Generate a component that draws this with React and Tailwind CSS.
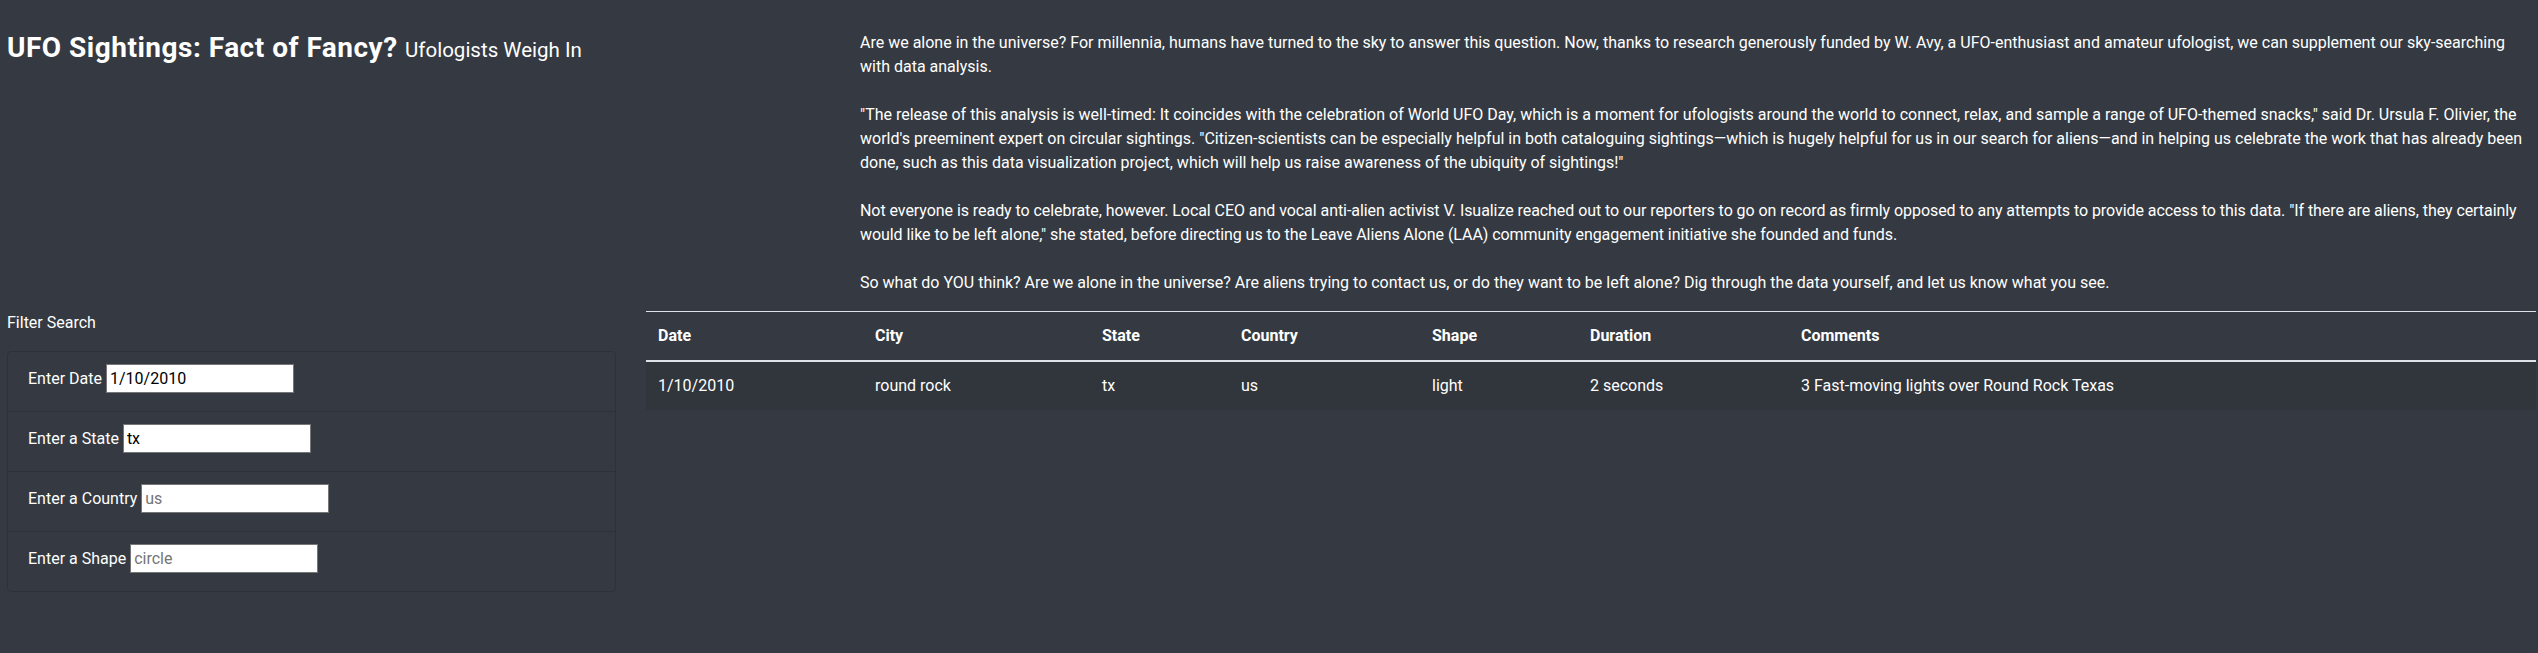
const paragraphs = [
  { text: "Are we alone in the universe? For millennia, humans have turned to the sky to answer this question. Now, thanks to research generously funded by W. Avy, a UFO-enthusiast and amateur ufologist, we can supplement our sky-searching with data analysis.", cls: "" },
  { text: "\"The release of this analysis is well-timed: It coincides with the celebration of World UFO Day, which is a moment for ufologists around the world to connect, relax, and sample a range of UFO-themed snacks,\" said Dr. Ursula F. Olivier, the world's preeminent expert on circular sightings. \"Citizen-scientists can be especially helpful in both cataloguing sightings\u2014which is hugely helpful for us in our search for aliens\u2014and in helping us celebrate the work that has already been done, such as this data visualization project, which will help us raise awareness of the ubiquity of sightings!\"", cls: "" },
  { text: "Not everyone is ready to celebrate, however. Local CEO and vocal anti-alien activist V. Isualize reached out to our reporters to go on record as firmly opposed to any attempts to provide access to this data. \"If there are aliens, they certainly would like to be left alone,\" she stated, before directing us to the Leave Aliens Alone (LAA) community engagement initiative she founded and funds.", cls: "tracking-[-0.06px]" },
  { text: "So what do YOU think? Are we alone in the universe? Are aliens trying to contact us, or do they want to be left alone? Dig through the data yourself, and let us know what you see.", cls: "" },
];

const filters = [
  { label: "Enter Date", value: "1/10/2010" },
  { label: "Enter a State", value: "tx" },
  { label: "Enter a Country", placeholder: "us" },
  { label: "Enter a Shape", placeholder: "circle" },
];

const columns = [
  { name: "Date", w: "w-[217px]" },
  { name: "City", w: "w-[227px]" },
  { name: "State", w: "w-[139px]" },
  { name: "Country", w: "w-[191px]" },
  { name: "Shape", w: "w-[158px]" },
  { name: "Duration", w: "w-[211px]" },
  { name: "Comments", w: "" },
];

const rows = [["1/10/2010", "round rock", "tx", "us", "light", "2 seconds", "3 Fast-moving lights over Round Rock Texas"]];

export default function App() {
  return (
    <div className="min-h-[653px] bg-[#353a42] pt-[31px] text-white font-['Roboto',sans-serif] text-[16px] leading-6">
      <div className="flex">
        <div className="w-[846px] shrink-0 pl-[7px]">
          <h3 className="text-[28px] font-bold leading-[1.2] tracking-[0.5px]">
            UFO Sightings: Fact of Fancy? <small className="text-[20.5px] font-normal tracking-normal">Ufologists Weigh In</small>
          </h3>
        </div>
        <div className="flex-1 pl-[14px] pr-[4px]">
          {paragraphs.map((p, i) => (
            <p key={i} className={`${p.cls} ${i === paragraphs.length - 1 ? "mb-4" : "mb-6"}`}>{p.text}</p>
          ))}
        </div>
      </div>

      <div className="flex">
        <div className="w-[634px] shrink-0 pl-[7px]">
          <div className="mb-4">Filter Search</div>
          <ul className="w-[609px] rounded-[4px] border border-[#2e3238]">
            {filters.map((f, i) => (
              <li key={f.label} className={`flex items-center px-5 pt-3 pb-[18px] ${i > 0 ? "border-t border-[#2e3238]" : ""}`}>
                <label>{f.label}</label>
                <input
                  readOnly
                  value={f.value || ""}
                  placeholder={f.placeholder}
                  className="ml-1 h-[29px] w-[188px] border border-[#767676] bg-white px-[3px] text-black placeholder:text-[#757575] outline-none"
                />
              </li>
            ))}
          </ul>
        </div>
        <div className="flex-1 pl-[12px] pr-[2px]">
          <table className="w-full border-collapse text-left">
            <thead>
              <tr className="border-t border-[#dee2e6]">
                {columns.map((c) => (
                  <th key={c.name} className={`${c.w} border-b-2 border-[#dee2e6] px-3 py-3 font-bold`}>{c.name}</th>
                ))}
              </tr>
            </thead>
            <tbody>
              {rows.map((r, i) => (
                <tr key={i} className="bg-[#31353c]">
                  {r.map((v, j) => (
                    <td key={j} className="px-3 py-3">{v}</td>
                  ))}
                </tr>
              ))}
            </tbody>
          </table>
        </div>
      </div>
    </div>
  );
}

= = = =

Task directions:
Write out the listing word for word, omitting the pictures it holds.

Task response:
Generate a component that draws this with React and Tailwind CSS.
const paragraphs = [
  { text: "Are we alone in the universe? For millennia, humans have turned to the sky to answer this question. Now, thanks to research generously funded by W. Avy, a UFO-enthusiast and amateur ufologist, we can supplement our sky-searching with data analysis.", cls: "" },
  { text: "\"The release of this analysis is well-timed: It coincides with the celebration of World UFO Day, which is a moment for ufologists around the world to connect, relax, and sample a range of UFO-themed snacks,\" said Dr. Ursula F. Olivier, the world's preeminent expert on circular sightings. \"Citizen-scientists can be especially helpful in both cataloguing sightings\u2014which is hugely helpful for us in our search for aliens\u2014and in helping us celebrate the work that has already been done, such as this data visualization project, which will help us raise awareness of the ubiquity of sightings!\"", cls: "" },
  { text: "Not everyone is ready to celebrate, however. Local CEO and vocal anti-alien activist V. Isualize reached out to our reporters to go on record as firmly opposed to any attempts to provide access to this data. \"If there are aliens, they certainly would like to be left alone,\" she stated, before directing us to the Leave Aliens Alone (LAA) community engagement initiative she founded and funds.", cls: "tracking-[-0.06px]" },
  { text: "So what do YOU think? Are we alone in the universe? Are aliens trying to contact us, or do they want to be left alone? Dig through the data yourself, and let us know what you see.", cls: "" },
];

const filters = [
  { label: "Enter Date", value: "1/10/2010" },
  { label: "Enter a State", value: "tx" },
  { label: "Enter a Country", placeholder: "us" },
  { label: "Enter a Shape", placeholder: "circle" },
];

const columns = [
  { name: "Date", w: "w-[217px]" },
  { name: "City", w: "w-[227px]" },
  { name: "State", w: "w-[139px]" },
  { name: "Country", w: "w-[191px]" },
  { name: "Shape", w: "w-[158px]" },
  { name: "Duration", w: "w-[211px]" },
  { name: "Comments", w: "" },
];

const rows = [["1/10/2010", "round rock", "tx", "us", "light", "2 seconds", "3 Fast-moving lights over Round Rock Texas"]];

export default function App() {
  return (
    <div className="min-h-[653px] bg-[#353a42] pt-[31px] text-white font-['Roboto',sans-serif] text-[16px] leading-6">
      <div className="flex">
        <div className="w-[846px] shrink-0 pl-[7px]">
          <h3 className="text-[28px] font-bold leading-[1.2] tracking-[0.5px]">
            UFO Sightings: Fact of Fancy? <small className="text-[20.5px] font-normal tracking-normal">Ufologists Weigh In</small>
          </h3>
        </div>
        <div className="flex-1 pl-[14px] pr-[4px]">
          {paragraphs.map((p, i) => (
            <p key={i} className={`${p.cls} ${i === paragraphs.length - 1 ? "mb-4" : "mb-6"}`}>{p.text}</p>
          ))}
        </div>
      </div>

      <div className="flex">
        <div className="w-[634px] shrink-0 pl-[7px]">
          <div className="mb-4">Filter Search</div>
          <ul className="w-[609px] rounded-[4px] border border-[#2e3238]">
            {filters.map((f, i) => (
              <li key={f.label} className={`flex items-center px-5 pt-3 pb-[18px] ${i > 0 ? "border-t border-[#2e3238]" : ""}`}>
                <label>{f.label}</label>
                <input
                  readOnly
                  value={f.value || ""}
                  placeholder={f.placeholder}
                  className="ml-1 h-[29px] w-[188px] border border-[#767676] bg-white px-[3px] text-black placeholder:text-[#757575] outline-none"
                />
              </li>
            ))}
          </ul>
        </div>
        <div className="flex-1 pl-[12px] pr-[2px]">
          <table className="w-full border-collapse text-left">
            <thead>
              <tr className="border-t border-[#dee2e6]">
                {columns.map((c) => (
                  <th key={c.name} className={`${c.w} border-b-2 border-[#dee2e6] px-3 py-3 font-bold`}>{c.name}</th>
                ))}
              </tr>
            </thead>
            <tbody>
              {rows.map((r, i) => (
                <tr key={i} className="bg-[#31353c]">
                  {r.map((v, j) => (
                    <td key={j} className="px-3 py-3">{v}</td>
                  ))}
                </tr>
              ))}
            </tbody>
          </table>
        </div>
      </div>
    </div>
  );
}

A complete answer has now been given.